Much of what is stored digitally may become unreadable. In the scientific community, for example, the Royal Society for Chemistry has noted that computations carried out in the last century often use code that nobody now understands. Some of us have computer files written many years ago, but unless they were updated and converted into new formats they are unreadable other than on an ancient computer. Back to electricity, either we can go into our shell and try to live like the Amish, do something about electricity generation, or be like politicians and make encouraging speeches and hope all gets well. Apparently, Facebook, Apple, Google and others have committed to using 100% renewable electricity (although when is another question) and Microsoft claims that by 2050 it will have removed all the carbon emissions it has ever produced. These are noble aspirations, but so far, according to Greenpeace, only about 20% of the electricity used by the world’s data centres is renewable. Further, the data centres run uniform power consumption over the entire time. Solar is of little use during the night, and wind power fails when the wind is not blowing. If we rely heavily on such renewables, what happens when there are blackouts? And, of course, there is the question of the non-renewable resources used to build the computers in the cloud. So no, I do not think anyone will be reading my blogs in a hundred years. However, we should make more effort to generate electricity more sustainably. Unless we solve the fusion problem, I favour the liquid salt thorium-type reactor.

7 thoughts on “The Non-Green Internet

  1. I suppose we who generate stuff would be the ones to delete some of it. With the problems you cite here, it may very well be that historians of the distant future will see as spotty a record of our time as we do now of ancient times, from which only a fraction of writings have survived. Maybe future archaeologists will have to figure out how to read ancient electronic documents.
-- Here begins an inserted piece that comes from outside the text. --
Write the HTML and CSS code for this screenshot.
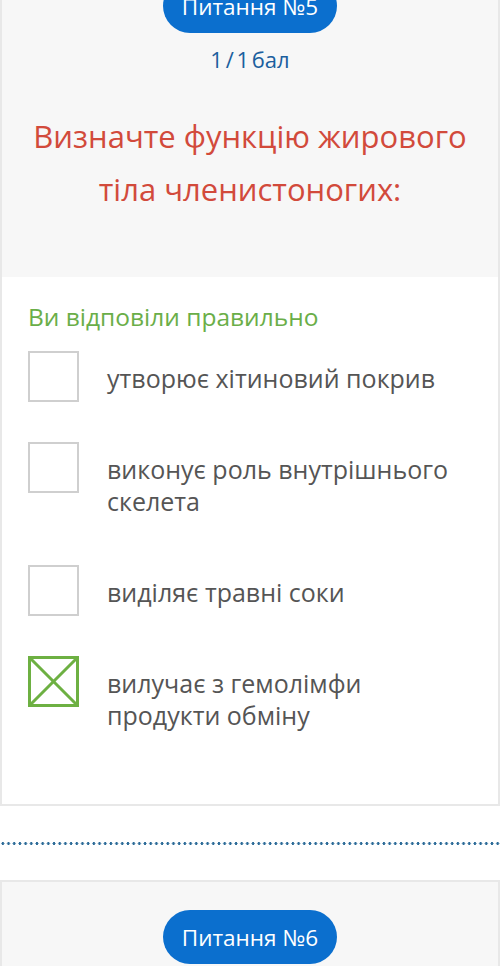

    • It is interesting that when there was the so-called “anomaly” with the Voyager probes, NASA had to get people out of retirement because only theses older guys could understand Cobol. It could be like people searching for a Rosetta Stone so they could read hieroglyphs.

      I think a lot will have to be lost simply because there is so much of it.
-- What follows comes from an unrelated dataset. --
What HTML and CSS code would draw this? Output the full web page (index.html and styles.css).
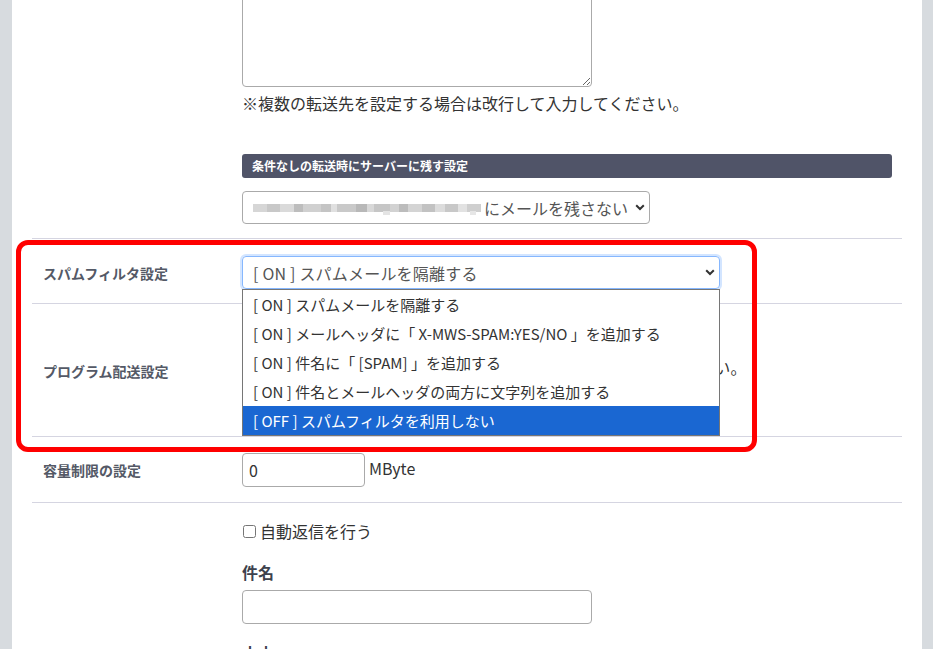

      • That’s the way Nature works, I suppose. Think of all the life forms that have left no trace over the long history of the Earth. No reason we should be any different.

  2. Down With Bitcoin
    Bitcoin and its ilk should be unlawful. It is an ecological waste, a refuge for contract killings.

    A currency has meaning only when backed up by a government, that is, an army. Yes, I know there were currencies shared by several polities (Thaler), and that countries such as New Zealand do not have much firepower, and, yet, a currency… Apparently contradicting my (currency = sovereignty = army) equation. However, closer inspection shows that such polities are part of larger ensembles with powerful armies. For example it is the leading military powers of the West which protect and gives meaning to the Aussie and Kiwi currencies…

    Aside from fusion, which may come soon after high temp superconductors are used, and Thorium fission reactors, both of which involve new science, one needs to develop hydrogen and its ilk. They enable the storage and transport of renewable energy, and of those using it… Hydrogen planes are perfectly feasible…

    • Bitcoin is the crims answer to money-laundering legislation (not claiming it was invented by a crim – just that they love it), and a great gambling place, making the average bank trading floor small change.

      Fiat currency is worth exactly what everyone thinks it is worth; usually it is just a piece of paper, but the lowly NZ pieces of paper in my wallet still buy me things. (And yes, following my recent run of minor disasters of things breaking down, it is now down to electronic ledger changes.) I am not sure that the military has much say in our currency, but yes, the Western powers’ military may be necessary to protect our nation because we can’t do it ourselves.

      I am not so sure that it helps to have hydrogen for aircraft because I am not so sure the average airport could handle it properly, but maybe I am just pessimistic. Certainly apart from safety, hydrogen would work very well.

      • If one analyzes worth throughout history, one realizes that its evolution is dominated by military events. The Late Roman empire, especially under the Christian dictatorship, around 400 CE, saw the fiat currency value plummet to zero (the gold Solidus kept its value for another 6 centuries, but
        that was currency for the wealthy). When the Franks reestablished the fiat currency, based on silver, in the late Eight Century, they also re-established respect for it. In a tradition that extended to the late Middle Ages, faux monnayeurs were forced to reside, for their last few hours, in special elongated iron cages, which were partly immersed in increasing hotter water, oil, or even wine… enabling them to express enthusiastically for all to hear, their denunciation of the equivalent of bitcoin…

        Some studies have claimed hydrogen is not necessarily more dangerous than hydrocarbons in all ways. When one makes a Molotov cocktail, one adds sticky elements: pure gasoline is too volatile, does not stick around the fascist object the courageous rebel is trying to ignite.

        In the World Trade Center collapse, office furniture, by sticking around and burning for an hour or so, heated the steel to 500 Celsius, when it lost half of its strength. The kerosene fireball from the plane dissipated in seconds. The real problem is to make capital investments in hydrogen and its less dangerous substitutes (ammonia, NH3, which boils at minus 33 C, and can readily regurgitate its Hydrogen…)

  3. One of these days I should do a post on fuel options using hydrogen but not as hydrogen. (e.g. ammonia) The WTC was unfortunate, but as you point out the end position had little to do with the kerosine, apart from those on the floors that were struck. You can’t stop terrorism apart from stopping the terrorists.

    The Roman inflation had nothing to do with military force, other than the military forced people to use the currency. In those days, the value of the currency was the value of the metal in it. The aureus always held its value, but only the rich had any. In the period prior to Diocletian and his reforms, imperators issued the currency, but their silver currency tended to be diluted with copper, until at one late stage the silver coin was copper, but coated with silver. After it wore a bit, the scam was uncovered, so to speak. Of course, while the Roman denarius might have been mainly copper, the bitcoin is, well, nothing underneath.